Everyone has a different opinion on composition, but there are a few guidelines you can use to learn about why some photos have more emotion than others.

The rule of thirds is a tool used by most photographers to place the subject of the photo slightly off center and thus add a little dynamic impact to the scene. Imagine a tic-tac-toe grid in your viewfinder and place the subject generally around (outside) or on the lines that define the center box of that grid. Some people even suggest putting a piece of tape in the middle of an LCD viewfinder to prevent seeing anything in the middle of the screen, forcing the shooter to recompose with the subject off-center.

To effectively use this technique, you really need to know exactly what the subject of the photo is. In a portrait, the subject is typically your model's eyes. No matter how tight the framing or how far away you are, the eyes are what draws in your audience and this can't be over-emphasized.

If the subject is a piece of clothing or jewelry, then whatever you're trying to draw attention to should be clearly defined and probably not in the dead center of the image.





Just like everything else, there are times when a perfect centering of the subject is called for, but this technique should be used sparingly and only for specific effect. If your subject is perfectly symmetrical, this can work, but most people find this kind of thing awkward to look at unless done just right.



Here's an example of what not to do. I cropped this shot to put the model's eyes in the center of the image. It's horrible. HORRIBLE! Don't do this:


You may find that your camera's focusing system doesn't work right when you use the rule of thirds to offset the subject from the center of the frame. This is a chance to learn how to use the tools of picture-taking and make that camera do what you want it to do.
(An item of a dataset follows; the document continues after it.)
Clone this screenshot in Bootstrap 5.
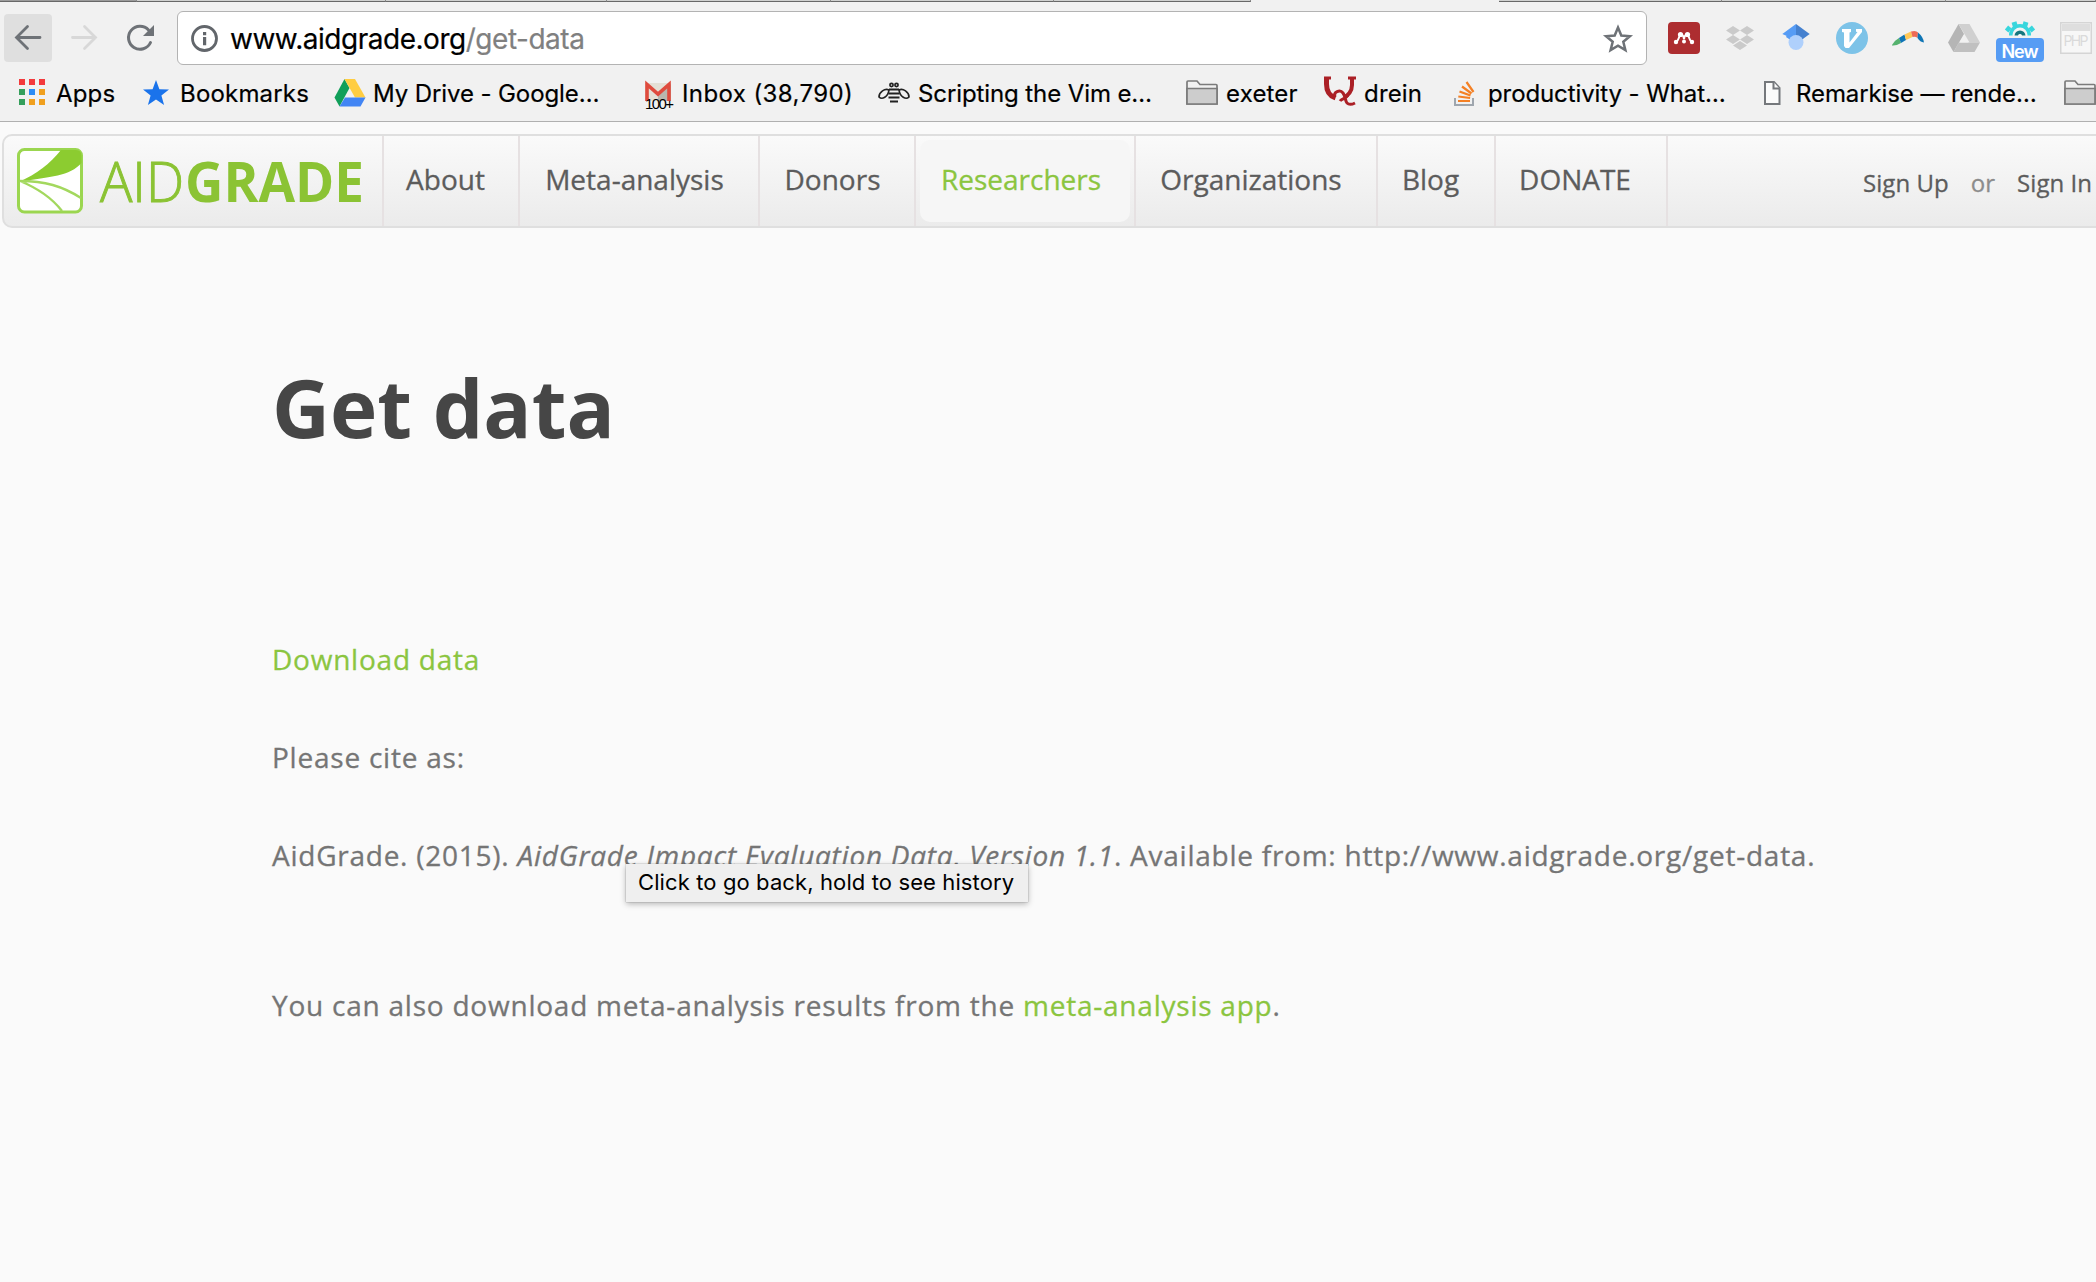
<!DOCTYPE html>
<html lang="en">
<head>
<meta charset="utf-8">
<meta name="viewport" content="width=device-width, initial-scale=1">
<title>Get data | AidGrade</title>
<link href="https://cdn.jsdelivr.net/npm/bootstrap@5.3.0/dist/css/bootstrap.min.css" rel="stylesheet">
<style>
body{background:#fafafa;font-family:"Open Sans",sans-serif;color:#757575;height:1282px;overflow:hidden}
svg{display:block;flex:none}
.chrome-ui{font-family:Inter,sans-serif;background:#f1f1f1;height:122px;border-bottom:1px solid #b0b0b0;color:#000}
.tab-strip{height:2px}
.tab-edge{background:#cfd0cf;border-bottom:1px solid #686868;border-right:1px solid #8a8a8a}
.tab-edge.first{width:137px;background:#9b9b9b}
.toolbar-row{height:74px;padding-top:9px}
.back-btn{width:48px;height:48px;border-radius:4px;background:#dfdfdf;margin:3px 0 0 4px}
.omnibox{width:1470px;height:54px;background:#fff;border:1px solid #b3b3b3;border-radius:6px;margin-left:22px;font-size:28px;letter-spacing:-.48px}
.url-text{padding-top:2px;-webkit-text-stroke:.2px}
.ext-list{gap:24px;margin:-1px 0 0 21px;height:56px}
.bookmarks-grid{display:grid;grid-template-columns:124px 191px 311px 233px 308px 138px 130px 310px 300px 40px;padding-left:19px;height:35px;font-size:24px;line-height:35px;letter-spacing:.18px;white-space:nowrap;-webkit-text-stroke:.2px}
.bookmarks-grid svg{-webkit-text-stroke:0}
.bookmarks-grid a{color:#000;text-decoration:none;display:flex}
.bookmarks-grid .tight{letter-spacing:-.1px}
.bookmarks-grid .loose{letter-spacing:.4px}
.site-nav{width:2110px;height:94px;margin:12px 0 0 2px;padding:0;border:2px solid #dfdfdf;border-radius:10px;background:linear-gradient(#fafafa,#ebebeb);flex-wrap:nowrap;justify-content:flex-start;-webkit-text-stroke:.3px}
.site-nav svg{-webkit-text-stroke:0}
.site-nav .nav-link{height:90px;padding:0 0 4px;font-size:28px;letter-spacing:0;color:#5c5c5c;display:flex;align-items:center;justify-content:center;border-left:2px solid #e6e1e2}
.site-nav .nav-link.active{color:#8bc53f;padding:3px 4px 4px}
.active-pill{background:#f6f6f6;border-radius:10px;width:210px;height:82px;display:flex;align-items:center;justify-content:center;padding:0 14px 3px 6px}
.auth-links{font-size:24px;letter-spacing:.05px;padding:3px 0 0 195px;height:90px;border-left:2px solid #e6e1e2}
.auth-links a{color:#5c5c5c;text-decoration:none}
.auth-links span{color:#8c8c8c}
.content-col{padding-left:272px;font-size:28px;line-height:48px;letter-spacing:.77px;-webkit-text-stroke:.3px}
.content-col h1{margin:129px 0 178px;font-size:80px;line-height:100px;font-weight:700;color:#464646;letter-spacing:0;-webkit-text-stroke:0}
.content-col p{margin:0 0 50px}
.content-col .citation{margin-bottom:102px;letter-spacing:.75px}
.content-col a{color:#8bc53f;text-decoration:none}
.hint{left:626px;top:864px;width:402px;height:38px;background:#efefef;color:#000;font:22px/36px Inter,sans-serif;letter-spacing:.11px;padding-left:12px;box-shadow:0 0 1px rgba(0,0,0,.45),0 2px 6px rgba(0,0,0,.28);white-space:nowrap}
</style>
<script src="https://cdn.jsdelivr.net/npm/bootstrap@5.3.0/dist/js/bootstrap.bundle.min.js"></script>
</head>
<body>
<header class="chrome-ui">
  <div class="tab-strip d-flex">
    <div class="tab-edge first"></div><div class="tab-edge" style="width:249px"></div><div class="tab-edge" style="width:221px"></div><div class="tab-edge" style="width:224px"></div><div class="tab-edge" style="width:223px"></div><div class="tab-edge" style="width:197px"></div>
    <div style="width:248px"></div>
    <div class="tab-edge" style="width:223px"></div><div class="tab-edge" style="width:224px"></div><div class="tab-edge flex-grow-1"></div>
  </div>
  <div class="toolbar-row d-flex align-items-start">
    <div class="back-btn d-flex">
      <svg width="48" height="48" viewBox="4 14 48 48" fill="none" stroke="#6e7277" stroke-width="2.8" stroke-linecap="round"><path d="M40 37.500H17M27.500 26.500 16.500 37.500l11 11"/></svg>
    </div>
    <svg width="103" height="48" viewBox="52 14 103 48" style="margin-top:3px" fill="none" stroke-width="2.800" stroke-linecap="round"><path stroke="#d8d8d8" d="M72.500 37.500h23M84.500 26.500l11 11-11 11"/><path stroke="#6e7277" stroke-width="3" d="M150.500 42.500A11.500 11.500 0 1 1 148.500 30"/><path fill="#6e7277" d="M154 25v11h-11z"/></svg>
    <div class="omnibox d-flex align-items-center">
      <svg width="52" height="52" viewBox="178 12 52 52"><circle cx="204.500" cy="38.500" r="12" fill="none" stroke="#62666b" stroke-width="2.800"/><path fill="#62666b" d="M203 32h3.200v3.200H203zM203 37h3.200v8.200H203z"/></svg>
      <div class="flex-grow-1 url-text"><span>www.aidgrade.org</span><span style="color:#808080">/get-data</span></div>
      <svg width="44" height="52" viewBox="1602 12 44 52"><path fill="none" stroke="#6e7277" stroke-width="2.500" d="m1618 27.500 3.300 8 8.600.7-6.600 5.500 2.100 8.400-7.400-4.500-7.400 4.500 2.100-8.400-6.600-5.500 8.600-.7z"/></svg>
    </div>
    <div class="ext-list d-flex align-items-center">
      <svg width="32" height="32" viewBox="0 0 32 32"><rect width="32" height="32" rx="4" fill="#ad2d30"/><g fill="#fff"><circle cx="12.500" cy="12.500" r="2.600"/><circle cx="19.500" cy="12.500" r="2.600"/><circle cx="8" cy="20" r="2.200"/><circle cx="16" cy="19.500" r="2"/><circle cx="24" cy="20" r="2.200"/></g><path fill="none" stroke="#fff" stroke-width="2" d="M8 20c3-1 2.500-6 4.500-7s3 1 3.500 4c.5-3 1.500-5 3.500-4s1.500 6 4.500 7"/></svg>
      <svg width="32" height="32" viewBox="0 0 32 32"><path fill="#cacaca" d="m9 4 7 4.500L9 13 2 8.500zM23 4l7 4.500-7 4.500-7-4.500zM9 13l7 4.500L9 22l-7-4.500zM23 13l7 4.500-7 4.500-7-4.500zM16 19l7 4.500-7 4.500-7-4.500z"/></svg>
      <svg width="32" height="32" viewBox="0 0 32 32"><path fill="#569cf5" d="M16 2v16L2.300 12z"/><path fill="#4581cf" d="M16 2l13.700 10L16 22z"/><path fill="#569cf5" d="m9 9 7 4-4 6-6-4z"/><circle cx="16" cy="20.500" r="7.500" fill="#afd0fc"/></svg>
      <svg width="32" height="32" viewBox="0 0 32 32"><circle cx="16" cy="16" r="16" fill="#7dc3e8"/><path fill="#fff" d="M6 7h9v3l-1.500.5v10L21.500 10 20 9.800V7h6v3L13 26H9.500L8 24V10.500L6 10z"/></svg>
      <svg width="32" height="32" viewBox="0 0 32 32"><path fill="#55b26e" d="M0 23q3-5 7-7l2 5q-5 3-9 2.500z"/><path fill="#0f75b5" d="M7 16l5.500-3.500L14 18l-5 3z"/><path fill="#ffc857" d="m12.500 12.500 6.500-3 1.500 5.500-6.500 3z"/><path fill="#ee6a55" d="M19 9.500q5-1.500 7 1L25.500 16q-2-2-5-1z"/><path fill="#0f75b5" d="M26 10.500q5 4 6 10-4-.5-6.500-4.500z"/></svg>
      <svg width="32" height="32" viewBox="0 0 32 32"><path fill="#b5b5b5" d="M10.500 2 0 20.500 5.500 30 16 12z"/><path fill="#d0d0d0" d="M10.500 2h11L32 20.500H21.500z"/><path fill="#c0c0c0" d="M10.800 20.500H32L26.500 30h-21z"/><path fill="#f1f1f1" d="m16 13 4.500 7.500h-9z"/></svg>
      <svg width="48" height="44" viewBox="-8 -2 48 44" style="margin:8px -8px 0"><circle cx="16" cy="13" r="11" fill="#38d6dd"/><g stroke="#38d6dd" stroke-width="5"><path d="M11.500 5 10 0M20.500 5 22 0M6 8.500 2.500 5.500M26 8.500l3.500-3"/></g><circle cx="16" cy="13" r="7.500" fill="#f4f4f4"/><circle cx="16" cy="14" r="5.500" fill="#16777e"/><circle cx="16" cy="14" r="2" fill="#fff"/><rect x="-8" y="13.500" width="48" height="28" fill="#f1f1f1"/><rect x="-8" y="16" width="48" height="24" rx="4" fill="#569cf4"/><text x="16" y="36" text-anchor="middle" font-family="Inter" font-size="18" font-weight="600" fill="#fff" textLength="37">New</text></svg>
      <svg width="32" height="32" viewBox="0 0 32 32"><rect x=".75" y=".75" width="30.500" height="30.500" fill="#f7f7f7" stroke="#d5d5d5" stroke-width="1.500"/><path fill="#dedede" d="M2 2h28v7H2z"/><text x="16" y="24" text-anchor="middle" font-family="Inter" font-size="14" fill="#dadada" textLength="25">PHP</text></svg>
    </div>
  </div>
  <nav class="bookmarks-grid">
    <a href="#"><svg width="37" height="35" viewBox="19 76 37 35"><path fill="#f33a3c" d="M19 79h6v6h-6zM29 79h6v6h-6zM39 79h6v6h-6z"/><path fill="#359f5c" d="M19 89h6v6h-6zM19 99h6v6h-6z"/><path fill="#2b8cf5" d="M29 89h6v6h-6z"/><path fill="#f0a01f" d="M39 89h6v6h-6zM29 99h6v6h-6zM39 99h6v6h-6z"/></svg>Apps</a>
    <a href="#"><svg width="37" height="35" viewBox="143 76 37 35"><path fill="#1a73eb" d="m156 80 3.400 9.200 9.600.3-7.600 5.900 2.700 9.600-8.100-5.500-8.100 5.500 2.700-9.600-7.600-5.900 9.600-.3z"/></svg>Bookmarks</a>
    <a href="#" class="tight"><svg width="39" height="35" viewBox="334 76 39 35"><path fill="#119f5a" d="m344.500 79 5 9-10 18.500-5-9z"/><path fill="#ffcd42" d="M344.500 79H355l10.500 18.500H355z"/><path fill="#4285f4" d="M345 97.500h20.500l-5 9h-21z"/></svg>My Drive - Google…</a>
    <a href="#" class="loose"><svg width="37" height="35" viewBox="645 76 37 35"><path fill="#e4e0d6" d="M645 83h26v18h-26z"/><path fill="#b9b7ae" d="m658 94 13-10v17h-13z"/><path fill="none" stroke="#df4b3e" stroke-width="3.600" d="M647 101V84.500l11 9.500 11-9.500V101"/><text x="645" y="108.500" font-family="Liberation Sans" font-size="15" letter-spacing="-1" textLength="28">100+</text></svg>Inbox (38,790)</a>
    <a href="#" class="tight"><svg width="40" height="35" viewBox="878 76 40 35"><g fill="none" stroke="#222" stroke-width="1.700"><path d="M889 90c-4-2-10 2-10 7 3 3 9 0 10-7zM899 90c4-2 10 2 10 7-3 3-9 0-10-7z"/><circle cx="891.500" cy="85" r="1.600"/><circle cx="896.500" cy="85" r="1.600"/></g><path stroke="#222" stroke-width="2.200" d="M889 89.500h10M888.500 93.500h11M888.500 97.500h11M890 101.500h8"/></svg>Scripting the Vim e…</a>
    <a href="#"><svg width="40" height="35" viewBox="1186 76 40 35"><path fill="#f1f1f1" stroke="#7b7b7b" stroke-width="1.700" d="M1187 104V82q0-1 1-1h9l3 3.500h16q1 0 1 1V104z"/><path fill="#cdcdcd" stroke="#7b7b7b" stroke-width="1.700" d="M1187 88.500h30v15.500h-30z"/></svg>exeter</a>
    <a href="#"><svg width="40" height="35" viewBox="1324 76 40 35" fill="none" stroke="#ab2026"><path stroke-width="5" d="M1326.500 77v7c0 8 3 12 9 14"/><path stroke-width="4" d="M1352 77v8c0 6-4 11-8 12"/><path stroke-width="3" d="M1324 78h7M1348 78h8M1335 97c-2-5 5-8 8-4s2 8 4 10 6 1 8 0M1340 101c2-3 6-2 8-6"/></svg>drein</a>
    <a href="#" class="tight"><svg width="34" height="35" viewBox="1454 76 34 35" fill="none"><path stroke="#9fa6ae" stroke-width="2" d="M1455 98v7h18v-7"/><path stroke="#f48024" stroke-width="2.200" d="M1458 101h12M1458.300 96.500l11.800 1.500M1459.500 91.500l11 4M1462 86.500l9.500 7M1466.500 82l7 10"/></svg>productivity - What…</a>
    <a href="#" class="tight"><svg width="32" height="35" viewBox="1764 76 32 35" fill="#fbfbfb" stroke="#75787c" stroke-width="2"><path d="M1765 82h9l5.500 6v16H1765z"/><path d="M1773.500 82v6.500h6"/></svg>Remarkise — rende…</a>
    <a href="#"><svg width="39" height="35" viewBox="1186 76 39 35"><path fill="#f1f1f1" stroke="#7b7b7b" stroke-width="1.700" d="M1187 104V82q0-1 1-1h9l3 3.500h16q1 0 1 1V104z"/><path fill="#cdcdcd" stroke="#7b7b7b" stroke-width="1.700" d="M1187 88.500h30v15.500h-30z"/></svg></a>
  </nav>
</header>

<nav class="navbar site-nav">
  <a href="#" aria-label="AidGrade"><svg width="378" height="90" viewBox="4 136 378 90">
    <rect x="18.500" y="149.500" width="63" height="62.500" rx="6" fill="#fff" stroke="#9bd650" stroke-width="3"/>
    <path fill="#8ccc30" d="M20 181.500C36 174 50 164 61 150h15q5.500 0 5.500 6v7C70 176 50 177 20 181.500z"/>
    <path fill="none" stroke="#a3d85e" stroke-width="2.400" d="M20 181c25 0 42 5 61 17M20 181c17 7 32 17 42 30"/>
    <g fill="#8bc334" font-family="Open Sans" font-size="56"><text x="100" y="202" font-weight="300" textLength="84" lengthAdjust="spacingAndGlyphs" stroke="#8bc334" stroke-width="1">AID</text><text x="185" y="202" font-weight="700" textLength="179" lengthAdjust="spacingAndGlyphs">GRADE</text></g></svg></a>
  <a class="nav-link" href="#" style="width:136px;padding-right:11px">About</a>
  <a class="nav-link" href="#" style="width:240px;padding-right:9px">Meta-analysis</a>
  <a class="nav-link" href="#" style="width:156px;padding-right:9px">Donors</a>
  <a class="nav-link active" href="#" style="width:220px"><span class="active-pill">Researchers</span></a>
  <a class="nav-link" href="#" style="width:242px;padding-right:10px">Organizations</a>
  <a class="nav-link" href="#" style="width:118px;padding-right:11px">Blog</a>
  <a class="nav-link" href="#" style="width:172px;padding-right:12px">DONATE</a>
  <div class="auth-links d-flex align-items-center"><a href="#">Sign Up</a><span style="margin:0 22px">or</span><a href="#" class="text-nowrap">Sign In</a></div>
</nav>

<main class="content-col">
  <h1>Get data</h1>
  <p><a href="#">Download data</a></p>
  <p>Please cite as:</p>
  <p class="citation">AidGrade. (2015). <em>AidGrade Impact Evaluation Data, Version 1.1</em>. Available from: http://www.aidgrade.org/get-data.</p>
  <p>You can also download meta-analysis results from the <a href="#">meta-analysis app</a>.</p>
</main>
<div class="hint position-absolute" role="tooltip">Click to go back, hold to see history</div>
</body>
</html>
Most cameras will autofocus when you depress the shutter release button halfway, then they wait for you to fully depress the button. You can use this to set your focus on any part of the scene, then recompose the framing to whatever you desire. So, focus on the subject, then adjust the composition, then make your photo. (A lot of newer camera have a "face detection" system that actually focuses on one or more faces in the scene and focuses on those parts of the image. You only need to ensure it is indeed focused on the faces you're aiming at and not someone walking through the background or some thing that looks like a face.)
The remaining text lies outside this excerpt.